**EXERCISE AIM:** Tally the lines that contain "styles" and report the total alone.

-.-.-

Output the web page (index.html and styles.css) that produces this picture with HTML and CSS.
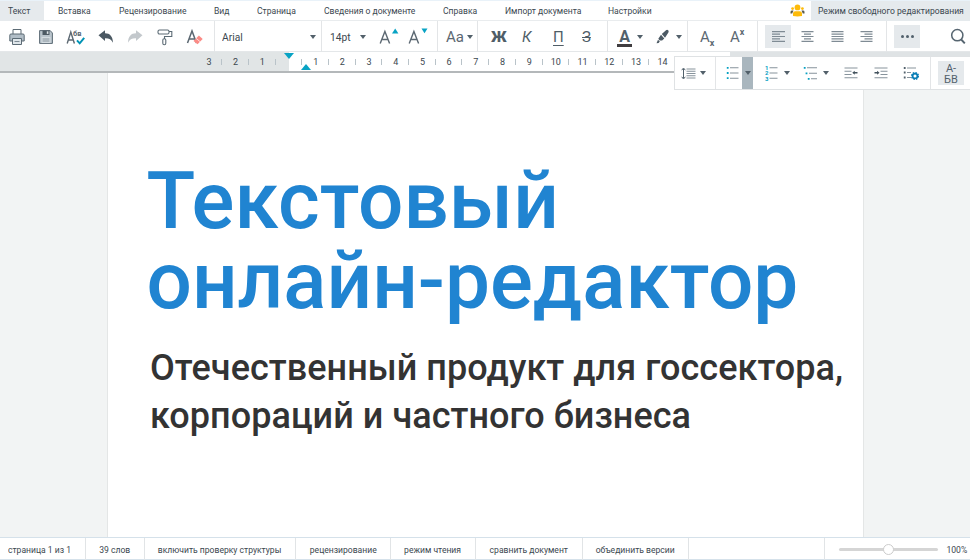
FILE: index.html
```html
<!DOCTYPE html>
<html lang="ru">
<head>
<meta charset="utf-8">
<title>Текстовый онлайн-редактор</title>
<link rel="stylesheet" href="styles.css">
</head>
<body>
<div class="app">
  <nav class="menu">
    <div class="tab active"><span>Текст</span></div><div class="tab"><span>Вставка</span></div><div class="tab"><span>Рецензирование</span></div><div class="tab"><span>Вид</span></div><div class="tab"><span>Страница</span></div><div class="tab"><span>Сведения о документе</span></div><div class="tab"><span>Справка</span></div><div class="tab"><span>Импорт документа</span></div><div class="tab"><span>Настройки</span></div>
    <svg class="users" width="16" height="14" viewBox="0 0 16 14"><g fill="#fdbb0b"><circle cx="7.5" cy="4.400" r="2.900"/><path d="M3 13V10.600q0-2.300 2.300-2.300h4.400q2.300 0 2.300 2.300V13q-4.500.8-9 0z"/><circle cx="2.600" cy="5.600" r="1.400"/><circle cx="12.400" cy="5.600" r="1.400"/></g><path d="M.5 10.500V9q0-1.400 1.500-1.400h1.500L2.200 10.500zM14.500 10.500V9q0-1.400-1.500-1.400h-1.500l1.300 2.900z" fill="#5b5b4c"/></svg>
    <div class="mode"><span>Режим свободного редактирования</span></div>
  </nav>

  <div class="toolbar">
    <div class="group file">
      <svg width="16" height="18" viewBox="0 0 16 18"><path d="M4 6V1.500h8V6" fill="#fff" stroke="#5c6b75"/><path d="M2 6h12q1.200 0 1.200 1.200V13H.8V7.200Q.8 6 2 6z" fill="#b2bec7" stroke="#5c6b75"/><path d="M3.500 10.500h9v6h-9z" fill="#dfe6ea" stroke="#5c6b75"/><path d="M5.500 13.500h5" stroke="#7d8a94"/></svg>
      <svg width="14" height="16" viewBox="0 0 14 16"><path d="M.6 1.600h10.600L13.400 4v10.400H.6z" fill="#b9c4cc" stroke="#5c6b75"/><path d="M3.500 1.500h7v4.500h-7z" fill="#4c5a64"/><path d="M7.800 2.300h1.600v2.600H7.800z" fill="#dce3e7"/><path d="M2.500 8h9v6h-9z" fill="#d4dce1"/><path d="M3.500 10h7M3.500 12h7" stroke="#73818b" stroke-width=".8"/></svg>
      <svg width="20" height="18" viewBox="0 0 20 18"><path d="M1.200 15.500 4.800 4l3.600 11.500M2.300 12h5" fill="none" stroke="#5c6872" stroke-width="1.400"/><text class="tiny" x="7" y="8">бв</text><path d="m11 12.300 2.700 3 4.500-5.500" fill="none" stroke="#0093b5" stroke-width="2"/></svg>
      <svg width="16" height="16" viewBox="0 0 16 16"><path d="M.5 6.300 7 1.200v3.100c5 0 7.800 3.200 8 9.500-1.600-3.300-3.900-4.700-8-4.600v2.900z" fill="#4b5963"/></svg>
      <svg width="16" height="16" viewBox="0 0 16 16"><path d="M15.500 6.300 9 1.200v3.100c-5 0-7.800 3.200-8 9.500 1.600-3.300 3.900-4.700 8-4.600v2.900z" fill="#c3c8cc"/></svg>
      <svg width="16" height="18" viewBox="0 0 16 18"><g fill="none" stroke="#5c6b75" stroke-width="1.100"><rect x="1" y="2" width="11" height="4" rx="1.400"/><path d="M12 3.500h2.800v5H7.500V11"/><rect x="5.800" y="10.700" width="3" height="6" rx="1.400"/></g></svg>
      <svg width="18" height="18" viewBox="0 0 18 18"><path d="M1.500 15 6 3l4.500 12M3.200 11h5.600" fill="none" stroke="#5c6872" stroke-width="1.500"/><path d="m12.900 7.500 3.800 3.400-5.200 5.400-4-3.200z" fill="#fb8b86"/><path d="m10 10.300 4.200 3.500" stroke="#fff" stroke-width=".7"/></svg>
    </div>
    <div class="group font"><span class="value">Arial</span><i class="caret"></i></div>
    <div class="group size"><span class="value">14pt</span><i class="caret"></i>
      <svg width="20" height="20" viewBox="0 0 20 20"><path d="M1.200 17.500 5.900 5.500l4.700 12M3 13.500h6" fill="none" stroke="#5c6872" stroke-width="1.400"/><path d="m13 7.500 3.200-5 3.200 5z" fill="#08a3c4"/></svg>
      <svg width="20" height="20" viewBox="0 0 20 20"><path d="M1.200 17.500 5.900 5.500l4.700 12M3 13.500h6" fill="none" stroke="#5c6872" stroke-width="1.400"/><path d="m13.500 2.500 3 4.800 3-4.800z" fill="#08a3c4"/></svg>
    </div>
    <div class="group case"><span>Aa</span><i class="caret"></i></div>
    <div class="group style"><b>Ж</b><em>К</em><u>П</u><s>З</s></div>
    <div class="group color"><span class="ink">А</span><i class="caret"></i>
      <svg width="14" height="16" viewBox="0 0 14 16"><path d="m5.800 5 4.200-3.800q1.200-.8 2.200.1.900.9.200 2.200L9 8.700zM5 5.800l3.300 3.800-2.200 1.900H3.700L2.300 9.700zM2 10.800l1.800 1.800-1.200 1.300L.5 14.200z" fill="#4b5963"/></svg>
      <i class="caret"></i></div>
    <div class="group script"><span>A<small>x</small></span><span>A<small class="up">x</small></span></div>
    <div class="group align">
      <span class="on"><svg width="13" height="11" viewBox="0 0 13 11"><path d="M0 .7h13M0 3.100h8M0 5.500h13M0 7.900h8M0 10.300h13"/></svg></span>
      <span><svg width="13" height="11" viewBox="0 0 13 11"><path d="M.5.7h12M3 3.100h7M.5 5.500h12M3 7.900h7M.5 10.300h12"/></svg></span>
      <span><svg width="13" height="11" viewBox="0 0 13 11"><path d="M.5.7h12M.5 3.100h12M.5 5.500h12M.5 7.900h12M.5 10.300h12"/></svg></span>
      <span><svg width="13" height="11" viewBox="0 0 13 11"><path d="M.5.7h12M4.500 3.100h8M.5 5.500h12M4.500 7.900h8M.5 10.300h12"/></svg></span>
    </div>
    <div class="group more"><span class="dots"><i></i><i></i><i></i></span>
      <svg width="16" height="17" viewBox="0 0 16 17"><circle cx="7.300" cy="7.200" r="5.600" fill="none" stroke="#566570" stroke-width="1.500"/><path d="m11.200 11.500 3.600 3.800" stroke="#566570" stroke-width="1.900"/></svg></div>
  </div>

  <div class="ruler">
    <div class="scale"><span>3</span><span>2</span><span>1</span><span></span><span>1</span><span>2</span><span>3</span><span>4</span><span>5</span><span>6</span><span>7</span><span>8</span><span>9</span><span>10</span><span>11</span><span>12</span><span>13</span><span>14</span></div>
    <i class="indent top"></i><i class="indent bottom"></i>
    <div class="panel">
      <div class="cell spacing">
        <svg width="15" height="13" viewBox="0 0 15 13"><path d="M2.500 2v9M.7 3.200 2.500 1l1.800 2.200M.7 9.800 2.500 12l1.800-2.200" fill="none" stroke="#52616c"/><path class="ln" d="M5.500 2h9M5.500 4.200h9M5.500 6.500h9M5.500 8.800h9M5.500 11h9"/></svg><i class="caret"></i></div>
      <div class="cell bullets"><svg width="14" height="14" viewBox="0 0 14 14"><path class="ln" d="M4 1.800h8.500M4 7h8.500M4 12.200h8.500"/><path class="dt" d="M.8 1.800h1.800M.8 7h1.800M.8 12.200h1.800"/></svg><span class="drop"><i class="caret"></i></span></div>
      <div class="cell lists">
        <svg width="14" height="16" viewBox="0 0 14 16"><path class="ln" d="M4.500 2.800h8M4.500 8h8M4.500 13.200h8"/><text class="num" x="0" y="5">1</text><text class="num" x="0" y="10.200">2</text><text class="num" x="0" y="15.500">3</text></svg><i class="caret"></i>
        <svg width="16" height="15" viewBox="0 0 16 15"><path class="ln" d="M4 1.800h10M6 7.300h8M8 12.800h6"/><path class="dt" d="M.8 1.800h1.800M2.600 7.300h1.800M4.800 12.800h1.800"/></svg><i class="caret"></i>
        <svg width="14" height="12" viewBox="0 0 14 12"><path class="ln" d="M.5 1h13M.5 4.200h7M.5 7.500h7M.5 10.800h13"/><path d="m8.300 5.800 2.400-2v1.300h2.800v1.500h-2.800v1.200z" fill="#43525d"/></svg>
        <svg width="14" height="12" viewBox="0 0 14 12"><path class="ln" d="M.5 1h13M6.500 4.200h7M6.500 7.500h7M.5 10.800h13"/><path d="M5.500 5.800 3.100 3.800v1.300H.5v1.500h2.600v1.200z" fill="#43525d"/></svg>
        <svg width="17" height="15" viewBox="0 0 17 15"><path class="ln" d="M4 2h9M4 6.500h4M4 11.500h4"/><path d="M.8 2h1.800M.8 6.500h1.800M.8 11.500h1.800" stroke="#52616c" stroke-width="1.800"/><circle cx="12" cy="10" r="2.400" fill="none" stroke="#087db5" stroke-width="1.700"/><circle cx="12" cy="10" r="3.500" fill="none" stroke="#087db5" stroke-width="1.100" stroke-dasharray="1.550 1.200"/></svg>
      </div>
      <div class="cell hyphen"><span>А-<br>БВ</span></div>
    </div>
  </div>

  <main class="canvas">
    <article class="page">
      <h1>Текстовый<br>онлайн-редактор</h1>
      <p>Отечественный продукт для госсектора,<br>корпораций и частного бизнеса</p>
    </article>
  </main>

  <footer class="status">
    <div><span>страница 1 из 1</span></div><div><span>39 слов</span></div><div><span>включить проверку структуры</span></div><div><span>рецензирование</span></div><div><span>режим чтения</span></div><div><span>сравнить документ</span></div><div><span>объединить версии</span></div><div></div>
    <div class="zoom"><div class="track"><i></i></div><span>100%</span></div>
  </footer>
</div>
</body>
</html>
```
FILE: styles.css
```css
* { box-sizing: border-box; }
body { margin: 0; font-family: Roboto, "Liberation Sans", sans-serif; color: #3b474f; background: #fff; }
.app { display: flex; flex-direction: column; width: 970px; height: 560px; overflow: hidden; }
svg { display: block; flex: none; }

.menu { flex: none; display: grid; grid-template-columns: 50px 61px 95px 43px 67px 119px 62px 103px 190px 21px 159px; height: 21px; border-top: 1px solid #e9f2f9; border-bottom: 1px solid #e9ecee; font-size: 9.800px; line-height: 20px; white-space: nowrap; }
/* Narrow interface lettering */
.menu span, .status span { display: inline-block; transform: scaleX(.875); transform-origin: left; }
.tab { padding-left: 8px; }
.tab.active { background: #e6eaed; margin-right: 6px; }
.users { margin-top: 2px; }
.mode { background: #e5eaed; padding-left: 7px; min-width: 0; }
.mode span { width: 152px; }

.toolbar { flex: none; display: flex; height: 31px; border-bottom: 1px solid #e4e7e9; }
.group { display: grid; align-items: center; border-right: 1px solid #e3e5e7; height: 31px; }
.group:last-child { border-right: 0; }
.file { width: 215px; grid-template-columns: 30px 27px 32px 29px 30px 29px 20px; padding-left: 9px; }
.font { width: 107px; grid-template-columns: 88px 7px; padding-left: 7px; font-size: 11.500px; }
.value { transform: scaleX(.89); transform-origin: left; }
.size { width: 116px; grid-template-columns: 30px 19px 29px 20px; padding-left: 8px; font-size: 11.500px; }
.size svg { margin-top: -2px; }
.case { width: 40px; grid-template-columns: 21px 7px; padding-left: 8px; font-size: 15px; color: #5c6872; }
.style { width: 130px; grid-template-columns: 30px 30px 29px 20px; padding-left: 13px; font-size: 15px; color: #4f5d67; }
.style b { font-weight: 900; }
.style em { padding-left: 1px; }
.style u, .style s { padding-left: 2px; }
.style u { text-underline-offset: 3px; }
.color { width: 80px; grid-template-columns: 20px 19px 20px 7px; padding-left: 9px; }
.script { width: 70px; grid-template-columns: 30px 20px; padding-left: 12px; font-size: 15px; color: #5c6872; }
.script small { font-size: 9px; font-weight: 700; position: relative; top: 4px; }
.script .up { top: -7px; }
.align { width: 129px; grid-template-columns: 29.500px 29.500px 29.500px 30px; padding-left: 7px; }
.align span { width: 26px; height: 23px; display: grid; place-items: center; }
.align path { stroke: #7f8b94; stroke-width: 1.200; }
.align .on { background: #e5e9ec; }
.more { width: 83px; grid-template-columns: 56px 16px; padding-left: 7px; }
.dots { width: 26px; height: 23px; background: #e5e9ec; display: flex; justify-content: center; align-items: center; gap: 2px; }
.dots i { width: 3px; height: 3px; border-radius: 50%; background: #52616c; }
.ink { width: 15px; height: 18px; font-size: 16px; font-weight: 700; line-height: 15px; text-align: center; border-bottom: 3px solid #403d40; margin-top: 3px; color: #52616c; }
.caret { width: 0; height: 0; border: 3px solid transparent; border-top: 4px solid #52606a; border-bottom: 0; }
.tiny { font-size: 7.500px; font-weight: 700; fill: #5c6872; }

.ruler { flex: none; position: relative; height: 21px; background: linear-gradient(90deg, #e1e5e6 289px, #fff 289px, #fff 730px, #dfe3e5 730px); border-bottom: 2px solid #b4b8ba; }
.scale { display: flex; padding-left: 195.600px; }
.scale span { flex: none; width: 26.690px; height: 19px; font-size: 9px; line-height: 20px; text-align: center; background: linear-gradient(#b9c3c9, #b9c3c9) right 7px / 1px 6px no-repeat; }
.indent { position: absolute; border: 5px solid transparent; }
.top { left: 284px; top: 1px; border-top: 6px solid #08a3c4; border-bottom: 0; }
.bottom { left: 301px; top: 12px; border-bottom: 6px solid #08a3c4; border-top: 0; }

.panel { position: absolute; z-index: 2; left: 674px; top: 4px; width: 296px; height: 34px; display: flex; background: #fff; border: 1px solid #dfe2e4; border-right: 0; }
.cell { display: grid; align-items: center; border-right: 1px solid #e3e5e7; }
.cell:last-child { border-right: 0; }
.spacing { width: 41px; grid-template-columns: 19px 7px; padding-left: 6px; }
.bullets { width: 37px; grid-template-columns: 16px 11px; padding-left: 10px; }
.drop { height: 32px; display: grid; place-items: center; background: #a9b6be; }
.lists { width: 178px; grid-template-columns: 19px 19px 20px 21px 30px 29px 17px; padding-left: 12px; }
.hyphen { flex: 1; padding-left: 7px; }
.hyphen span { width: 26px; height: 24px; background: #e5e9ec; font-size: 11px; line-height: 11px; text-align: center; padding-top: 2px; color: #52616c; }
.ln { stroke: #87939c; stroke-width: 1.100; fill: none; }
.dt { stroke: #06a0c2; stroke-width: 1.800; }
.num { font-size: 6px; font-weight: 700; fill: #06a0c2; }

.canvas { flex: 1; background: #f2f4f4; padding-left: 107px; }
.page { width: 757px; height: 100%; background: #fff; border: solid #e4e6e6; border-width: 0 1px; padding: 88px 0 0 38.500px; white-space: nowrap; }
h1 { margin: 0; font-size: 80px; font-weight: 500; line-height: 80px; color: #2084d1; }
p { margin: 23px 0 0 3.500px; font-size: 36px; font-weight: 500; line-height: 48px; letter-spacing: .045px; color: #333; }

.status { flex: none; display: grid; grid-template-columns: 86px 59px 151px 95px 85px 107px 106px 136px 1fr; height: 23px; border-top: 1px solid #d5e1ea; border-bottom: 1px solid #d5e1ea; font-size: 9.800px; line-height: 23px; white-space: nowrap; }
.status > div { display: flex; justify-content: center; border-right: 1px solid #e1e4e6; }
.status > div:nth-child(1) { justify-content: flex-start; padding-left: 8px; }
.status > div > span { transform-origin: center; }
.status > div:nth-child(1) > span { transform-origin: left; }
.status > .zoom { justify-content: flex-start; align-items: center; padding-left: 14px; gap: 7px; border-right: 0; }
.zoom > span { transform-origin: left; }
.track { flex: none; width: 99px; height: 3px; border-radius: 2px; background: #d5d5d5; position: relative; }
.track i { position: absolute; left: 44px; top: -4px; width: 11px; height: 11px; border: 1px solid #ccc; border-radius: 50%; background: #fff; }
```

-.-.-

**TASK SOLUTION:** 3